If Sayan was not pleased, I would ask for clarification and then return to work on the line Wanda. This process took a long time. The English version of the song had to approximate the syllables in Buryat and had to retain tone of the original language. We did not have a dictionary in the van, so we had to come up with synonyms for "order" and old words for "executioners" ex promptu. There were three verses, and we worked on them for a long stretch of time. All this time we were riding down the road Balzhan-khatyn had ridden 400 years earlier. We didn't yet know it, but we were working on the first song for our new show.
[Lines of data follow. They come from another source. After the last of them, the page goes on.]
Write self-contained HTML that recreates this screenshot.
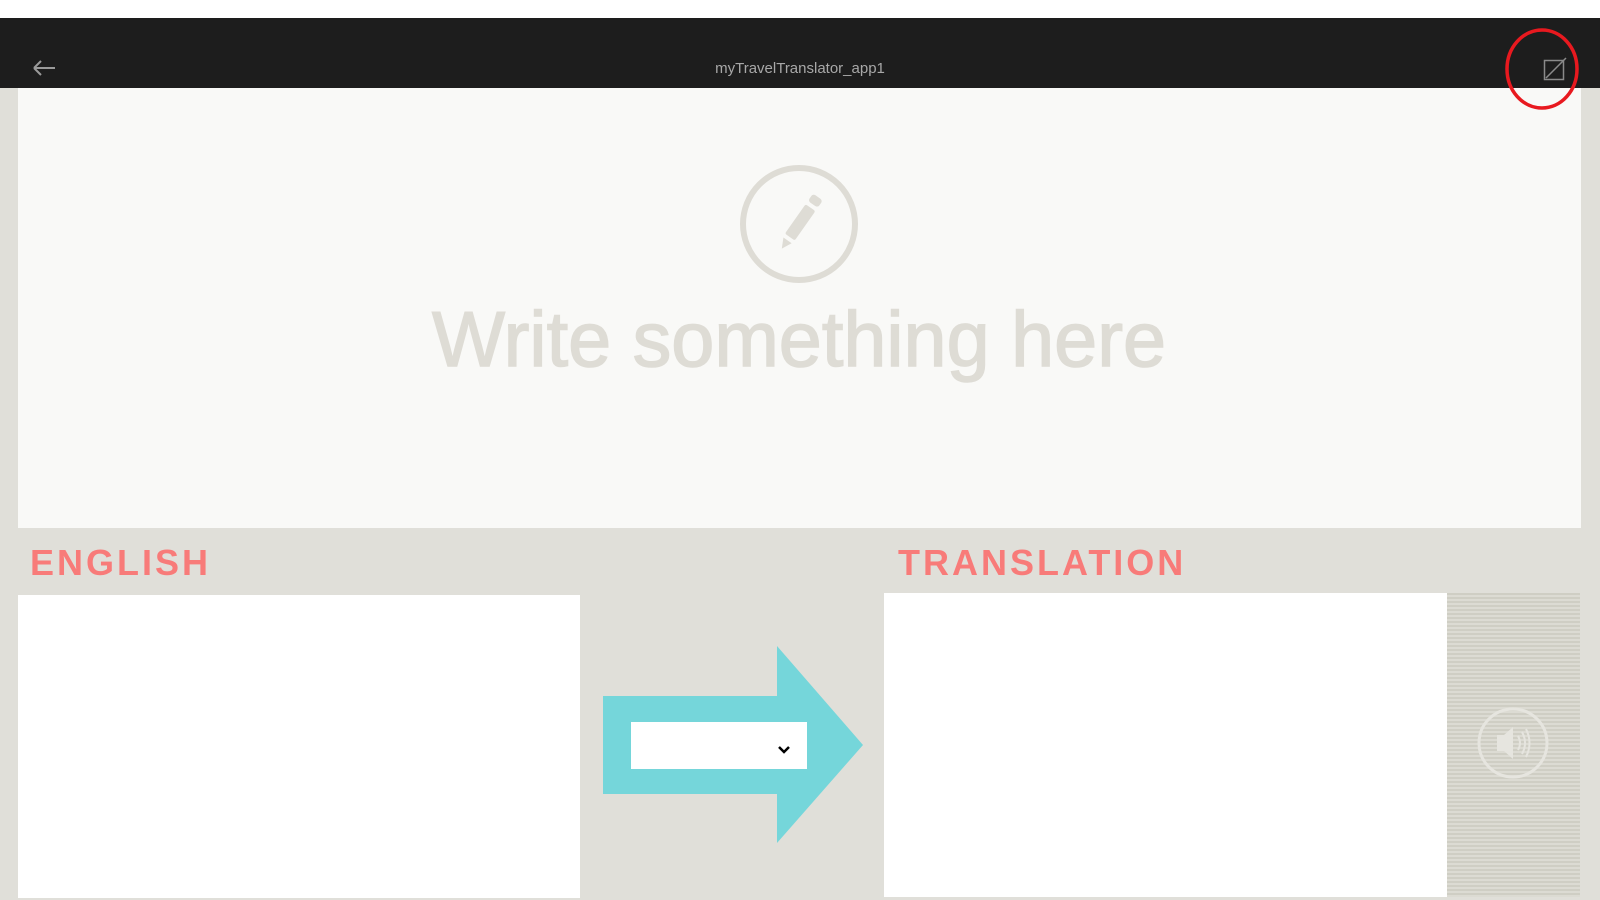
<!DOCTYPE html>
<html><head><meta charset="utf-8"><style>
html,body{margin:0;padding:0;}
body{width:1600px;height:900px;position:relative;overflow:hidden;background:#e0dfd9;font-family:"Liberation Sans",sans-serif;}
.abs{position:absolute;}
</style></head><body>
<div class="abs" style="left:0;top:0;width:1600px;height:18px;background:#fff"></div>
<div class="abs" style="left:0;top:18px;width:1600px;height:70px;background:#1d1d1d"></div>
<svg class="abs" style="left:30px;top:58px" width="30" height="20"><path d="M4 10H25M4 10L11 3M4 10L11 17" stroke="#9a9a9a" stroke-width="2" fill="none"/></svg>
<div class="abs" style="left:600px;top:60px;width:400px;text-align:center;color:#a8a8a8;font-size:15px">myTravelTranslator_app1</div>
<div class="abs" style="left:18px;top:88px;width:1563px;height:440px;background:#f9f9f7"></div>
<svg class="abs" style="left:0;top:0" width="1600" height="540">
<circle cx="799" cy="224" r="56" fill="none" stroke="#dedcd5" stroke-width="6"/>
<g transform="translate(799,224) rotate(35)">
<rect x="-6" y="-20" width="12" height="36" rx="2" fill="#dedcd5"/>
<rect x="-6" y="-33" width="12" height="9" rx="3" fill="#dedcd5"/>
<path d="M-5 20L5 20L0 30Z" fill="#dedcd5"/>
</g>
<text x="432" y="366" font-size="78" textLength="734" lengthAdjust="spacingAndGlyphs" fill="#dedcd5" stroke="#dedcd5" stroke-width="1.5" font-family="Liberation Sans, sans-serif">Write something here</text>
</svg>
<div class="abs" style="left:30px;top:542px;color:#f87b79;font-size:36px;font-weight:bold;letter-spacing:3px">ENGLISH</div>
<div class="abs" style="left:898px;top:542px;color:#f87b79;font-size:36px;font-weight:bold;letter-spacing:3px">TRANSLATION</div>
<div class="abs" style="left:18px;top:595px;width:562px;height:303px;background:#fff"></div>
<div class="abs" style="left:884px;top:593px;width:563px;height:304px;background:#fff"></div>
<div class="abs" style="left:1447px;top:593px;width:133px;height:304px;background:repeating-linear-gradient(#cfcec4 0 2px,#dcdbd3 2px 4px)"></div>
<svg class="abs" style="left:1447px;top:593px" width="133" height="304">
<circle cx="66" cy="150" r="34" fill="none" stroke="#e6e5df" stroke-width="3"/>
<path d="M50 142H57L66 134V166L57 158H50Z" fill="#e6e5df"/>
<path d="M71 143Q75 150 71 157M75 139Q81 150 75 161M79 136Q86 150 79 164" fill="none" stroke="#e6e5df" stroke-width="2"/>
</svg>
<svg class="abs" style="left:0;top:600px" width="900" height="260">
<path d="M603 96H777V46L863 145L777 243V194H603Z" fill="#75d6da"/>
<rect x="631" y="122" width="176" height="47" fill="#fff"/>
<path d="M779 147L784 152L789 147" fill="none" stroke="#000" stroke-width="2.5"/>
</svg>
<svg class="abs" style="left:1500px;top:25px" width="90" height="90">
<rect x="44.5" y="35.5" width="19" height="19" fill="none" stroke="#8a8a8a" stroke-width="1.5"/>
<path d="M46 53L66 33" stroke="#8a8a8a" stroke-width="1.5"/>
<ellipse cx="42" cy="44" rx="35" ry="39" fill="none" stroke="#e8191f" stroke-width="3.5"/>
</svg>
</body></html>
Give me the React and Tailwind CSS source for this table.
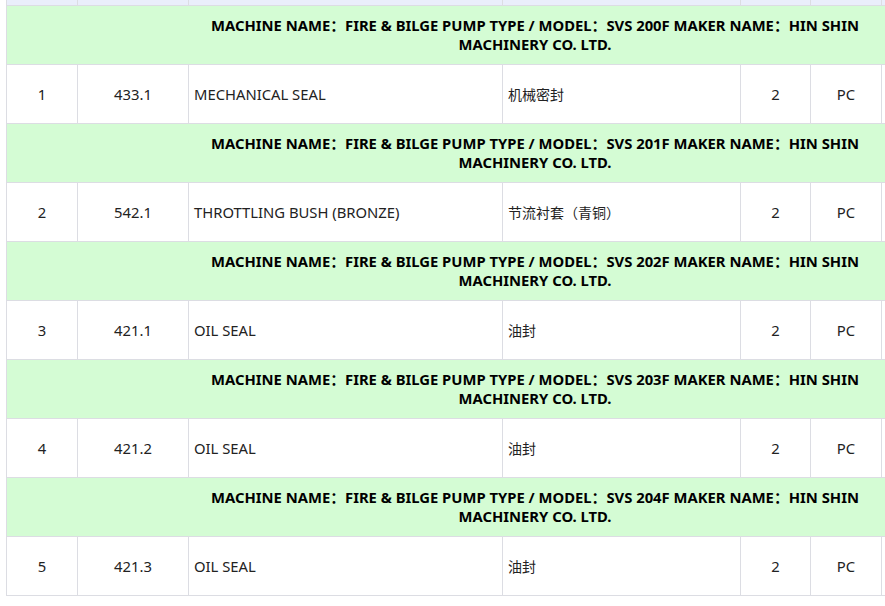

We didn't yet know it, but both this song and our show would turn out to be about Balzhan-khatyn and her journey through this area.

"Thunder Dance: Are Those Swans" 

translated by Sayan Zhambalov, Virlana Tkacz, Wanda Phipps and Tom Lee

Are those swans flying high in the sky? I sing ho-hey 
Do they gaze from above on our land? I sing ho-hey
Is that new way coming to our land? I sing ho-hey 
Will this way bring good times to us all? I sing ho-hey 

Are those hawks flying high in the sky? I sing ho-hey
Do they gaze from above on our waters? I sing ho-hey
Does the khan send his men to our land now? I sing ho-hey
Will our people take them as their own way? I sing ho-hey

Are those vultures flying high in the sky? I sing ho-hey
Do they gaze from above on our herds? I sing ho-hey
Are those hangmen I see coming to our land? I sing ho-hey
As they ride does death ride through our land? I sing ho-hey

Balzhan-khatyn herself was somehow impressing her story on us, just as once she had impressed her story on the very hills. The name of every land formation and settlement here carried part of her story. Later we would also find out that the song we were translating was a Neryelge -- a Thunder Dance song that could lead you into the heavens.